▸ **WHAT YOU ARE ASKED TO DO**: Output the material beneath this task exactly, images excluded.

▸ **SOURCE DATA**:
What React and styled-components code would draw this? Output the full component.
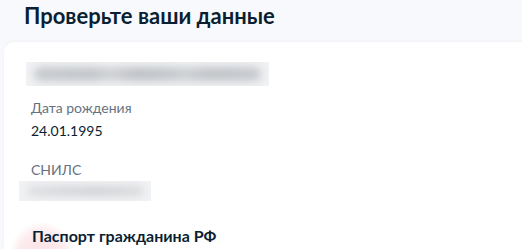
import React from "react";
import styled, { createGlobalStyle } from "styled-components";

const Global = createGlobalStyle`
  html, body { margin: 0; padding: 0; background: #f8f9fc; }
  body { font-family: Lato, "Noto Sans", sans-serif; color: #0b1f33; }
`;

const Page = styled.div`
  width: 522px;
  height: 249px;
  overflow: hidden;
  background: #f8f9fc;
  display: flex;
  flex-direction: column;
`;

const Title = styled.h1`
  margin: 0;
  padding: 2px 0 0 24px;
  font-size: 22px;
  line-height: 28px;
  font-weight: 700;
  color: #0b1f33;
`;

const Card = styled.section`
  margin: 12px 0 0 4px;
  flex: 1;
  background: #fff;
  border-radius: 10px 0 0 0;
  box-shadow: 0 -1px 3px rgba(11, 31, 51, 0.04);
  padding: 20px 0 0 0;
  display: flex;
  flex-direction: column;
`;

const Blurred = styled.div`
  margin-left: ${(p) => p.$left}px;
  margin-top: ${(p) => p.$top || 0}px;
  width: ${(p) => p.$w}px;
  height: ${(p) => p.$h}px;
  background: #f1f2f4;
  display: flex;
  align-items: center;
  padding: 0 8px;
  box-sizing: border-box;
  overflow: hidden;
`;

const BlurFill = styled.span`
  flex: 1;
  height: ${(p) => p.$h}px;
  background: ${(p) => p.$bg};
  filter: blur(4px);
  border-radius: 6px;
`;

const Field = styled.div`
  margin-left: 27px;
  display: flex;
  flex-direction: column;
  gap: 3px;
  margin-top: ${(p) => p.$top}px;
`;

const Label = styled.div`
  font-size: 14px;
  line-height: 20px;
  color: #66727f;
`;

const Value = styled.div`
  font-size: 14px;
  line-height: 20px;
  color: #0b1f33;
`;

const Section = styled.div`
  position: relative;
  margin-top: 25px;
  padding-left: 28px;
`;

const Glow = styled.span`
  position: absolute;
  left: 6px;
  top: -4px;
  width: 64px;
  height: 64px;
  border-radius: 50%;
  background: radial-gradient(circle, rgba(238, 63, 88, 0.16) 0%, rgba(238, 63, 88, 0.1) 50%, rgba(238, 63, 88, 0) 72%);
`;

const SectionTitle = styled.h2`
  position: relative;
  margin: 0;
  font-size: 16px;
  line-height: 20px;
  font-weight: 700;
  color: #0b1f33;
`;

const nameBg =
  "linear-gradient(90deg, #c6c9cd 0%, #c2c5c9 25%, #cfd1d4 34%, #bec1c5 45%, #c4c7cb 60%, #cdd0d3 66%, #c0c3c7 78%, #c6c9cd 100%)";
const snilsBg =
  "linear-gradient(90deg, #dcdee0 0%, #d3d5d8 35%, #cfd1d4 60%, #d8dadc 100%)";

export default function App() {
  return (
    <Page>
      <Global />
      <Title>Проверьте ваши данные</Title>
      <Card>
        <Blurred $left={22} $w={243} $h={24}>
          <BlurFill $h={14} $bg={nameBg} />
        </Blurred>
        <Field $top={12}>
          <Label>Дата рождения</Label>
          <Value>24.01.1995</Value>
        </Field>
        <Field $top={19}>
          <Label>СНИЛС</Label>
        </Field>
        <Blurred $left={15} $w={132} $h={20} $top={1}>
          <BlurFill $h={10} $bg={snilsBg} />
        </Blurred>
        <Section>
          <Glow />
          <SectionTitle>Паспорт гражданина РФ</SectionTitle>
        </Section>
      </Card>
    </Page>
  );
}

▸ **OUTPUT OF THE TASK**:
What React and styled-components code would draw this? Output the full component.
import React from "react";
import styled, { createGlobalStyle } from "styled-components";

const Global = createGlobalStyle`
  html, body { margin: 0; padding: 0; background: #f8f9fc; }
  body { font-family: Lato, "Noto Sans", sans-serif; color: #0b1f33; }
`;

const Page = styled.div`
  width: 522px;
  height: 249px;
  overflow: hidden;
  background: #f8f9fc;
  display: flex;
  flex-direction: column;
`;

const Title = styled.h1`
  margin: 0;
  padding: 2px 0 0 24px;
  font-size: 22px;
  line-height: 28px;
  font-weight: 700;
  color: #0b1f33;
`;

const Card = styled.section`
  margin: 12px 0 0 4px;
  flex: 1;
  background: #fff;
  border-radius: 10px 0 0 0;
  box-shadow: 0 -1px 3px rgba(11, 31, 51, 0.04);
  padding: 20px 0 0 0;
  display: flex;
  flex-direction: column;
`;

const Blurred = styled.div`
  margin-left: ${(p) => p.$left}px;
  margin-top: ${(p) => p.$top || 0}px;
  width: ${(p) => p.$w}px;
  height: ${(p) => p.$h}px;
  background: #f1f2f4;
  display: flex;
  align-items: center;
  padding: 0 8px;
  box-sizing: border-box;
  overflow: hidden;
`;

const BlurFill = styled.span`
  flex: 1;
  height: ${(p) => p.$h}px;
  background: ${(p) => p.$bg};
  filter: blur(4px);
  border-radius: 6px;
`;

const Field = styled.div`
  margin-left: 27px;
  display: flex;
  flex-direction: column;
  gap: 3px;
  margin-top: ${(p) => p.$top}px;
`;

const Label = styled.div`
  font-size: 14px;
  line-height: 20px;
  color: #66727f;
`;

const Value = styled.div`
  font-size: 14px;
  line-height: 20px;
  color: #0b1f33;
`;

const Section = styled.div`
  position: relative;
  margin-top: 25px;
  padding-left: 28px;
`;

const Glow = styled.span`
  position: absolute;
  left: 6px;
  top: -4px;
  width: 64px;
  height: 64px;
  border-radius: 50%;
  background: radial-gradient(circle, rgba(238, 63, 88, 0.16) 0%, rgba(238, 63, 88, 0.1) 50%, rgba(238, 63, 88, 0) 72%);
`;

const SectionTitle = styled.h2`
  position: relative;
  margin: 0;
  font-size: 16px;
  line-height: 20px;
  font-weight: 700;
  color: #0b1f33;
`;

const nameBg =
  "linear-gradient(90deg, #c6c9cd 0%, #c2c5c9 25%, #cfd1d4 34%, #bec1c5 45%, #c4c7cb 60%, #cdd0d3 66%, #c0c3c7 78%, #c6c9cd 100%)";
const snilsBg =
  "linear-gradient(90deg, #dcdee0 0%, #d3d5d8 35%, #cfd1d4 60%, #d8dadc 100%)";

export default function App() {
  return (
    <Page>
      <Global />
      <Title>Проверьте ваши данные</Title>
      <Card>
        <Blurred $left={22} $w={243} $h={24}>
          <BlurFill $h={14} $bg={nameBg} />
        </Blurred>
        <Field $top={12}>
          <Label>Дата рождения</Label>
          <Value>24.01.1995</Value>
        </Field>
        <Field $top={19}>
          <Label>СНИЛС</Label>
        </Field>
        <Blurred $left={15} $w={132} $h={20} $top={1}>
          <BlurFill $h={10} $bg={snilsBg} />
        </Blurred>
        <Section>
          <Glow />
          <SectionTitle>Паспорт гражданина РФ</SectionTitle>
        </Section>
      </Card>
    </Page>
  );
}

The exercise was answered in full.